Translation:Minä juoksen ja koira juoksee myös.

July 10, 2020


[deactivated user]

    Now not accepting the reversal of subject? So many examples are opposite to this. It does not matter where myös is added!!!


    Apparently the position of the myös can different from phrase to phrase. (And confirmed with a native speaker that this is indeed correct) But i don't know what is the rule.

    Its confusing and frustrating because there is another exercise about a musician that is tall and the music is also long, which has myös later at the end...


    'ja myös koira juoksee' should be accepted. I would say 'ja koirakin juoksee'.


    Is it wrong with myös after koira?


    It's not wrong, it's just sounds a bit more natural to say it after "juoksee"

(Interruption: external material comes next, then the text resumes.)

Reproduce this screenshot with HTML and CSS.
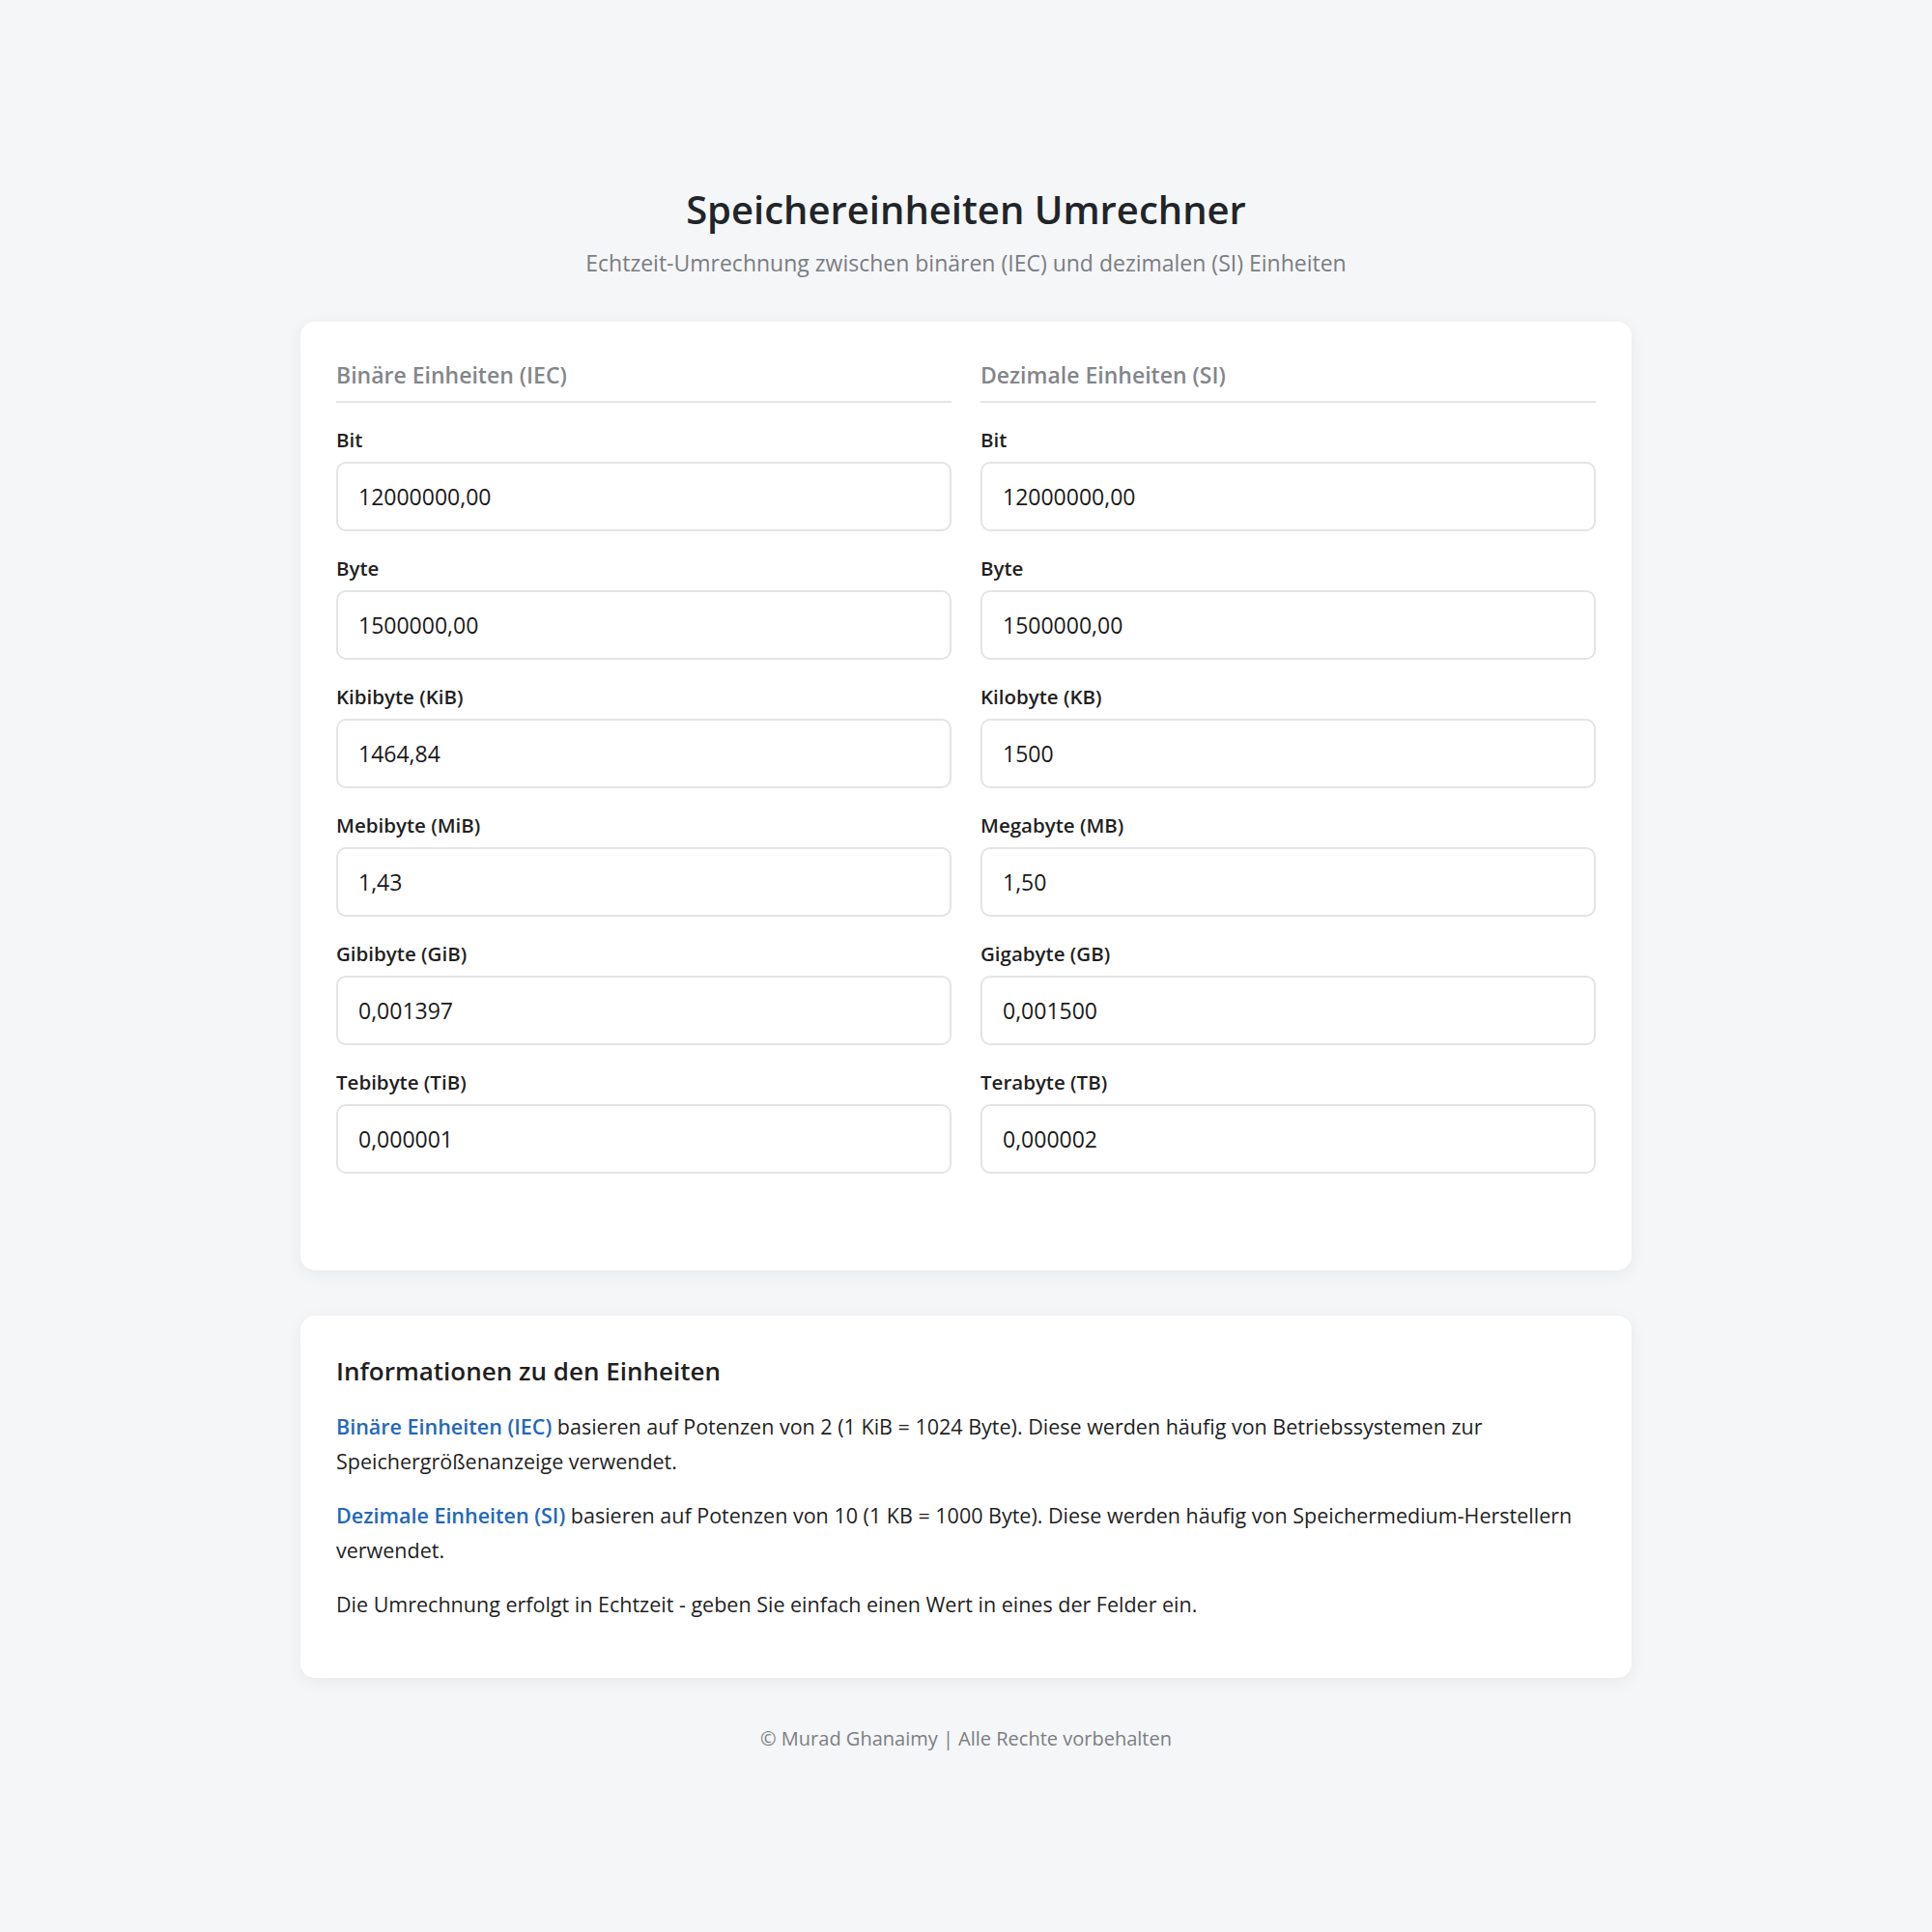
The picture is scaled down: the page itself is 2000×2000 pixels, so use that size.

    It's wrong here on Duolingo. At least it's marked that way. I wrote "juoksen ja koira myös juoksee" and it was rejected.

    [deactivated user]

      I think it's more Finnish to put the myös before koira


      It just depends on what you want to ephasise and what you want your sentence to sound like. Both are used.


      I dont get this verb. Where is the k coming from when it's juosta? Just an exception?


      I'm not sure about that, so I'll leave the answering to someone more knowledgeable. However, such changes are relatively common in Finnish.

      "juoksu" - a run (juoksukilpailu - a race)

      "juokseminen" - running

      "juoksuttaa" - to make someone run

      The "k" can also disappear: "juosten kustu" - peed while running, i.e. something has been very poorly done while in a hurry


      It's strong vs. weak form of the stem.

      There is a phonological pattern to this phenomenon, see https://en.wikipedia.org/wiki/Finnish_consonant_gradation


      Great info, kiitos.


      I don't think this is consonant gradation. That article says when 'k' precedes a consonant, it doesn't gradate.

      And a consonant beginning a syllable gradates to the weak form when that syllable ends with a consonant, or historically ended with a consonant.

      Yet juokset ends with a consonant and juoksee with a vowel. Compare this to annat and antaa.

      Following the pattern of other type 3 verbs, I think juosta would have come from jooksetak, where -tak is the infinitive suffix.

      The 'e' would've been deleted, as happened with partitive lapseta, producing jookstak and lapsta. Clusters of three consonants were reduced, often by deleting the first consonant. Thus joostak and lasta.

      But the 'e' in jookset wasn't deleted, so no long consonant cluster, no loss of 'k'.


      Mä juoksen ja koira juoksee myös. Not accepted because of "Mä"? :(


      That's spoken language which is not accepted on the course.


      I am both excited and highly amused by the fact that it accepted "koirakin juoksee." Kudos to you course-makers.


      Regarding the place of myös:


      It’s not wrong, it’s just sounds a bit more natural to say it after “juoksee”

      So is this a case of saying “the dog runs as well” and “the dog also runs”?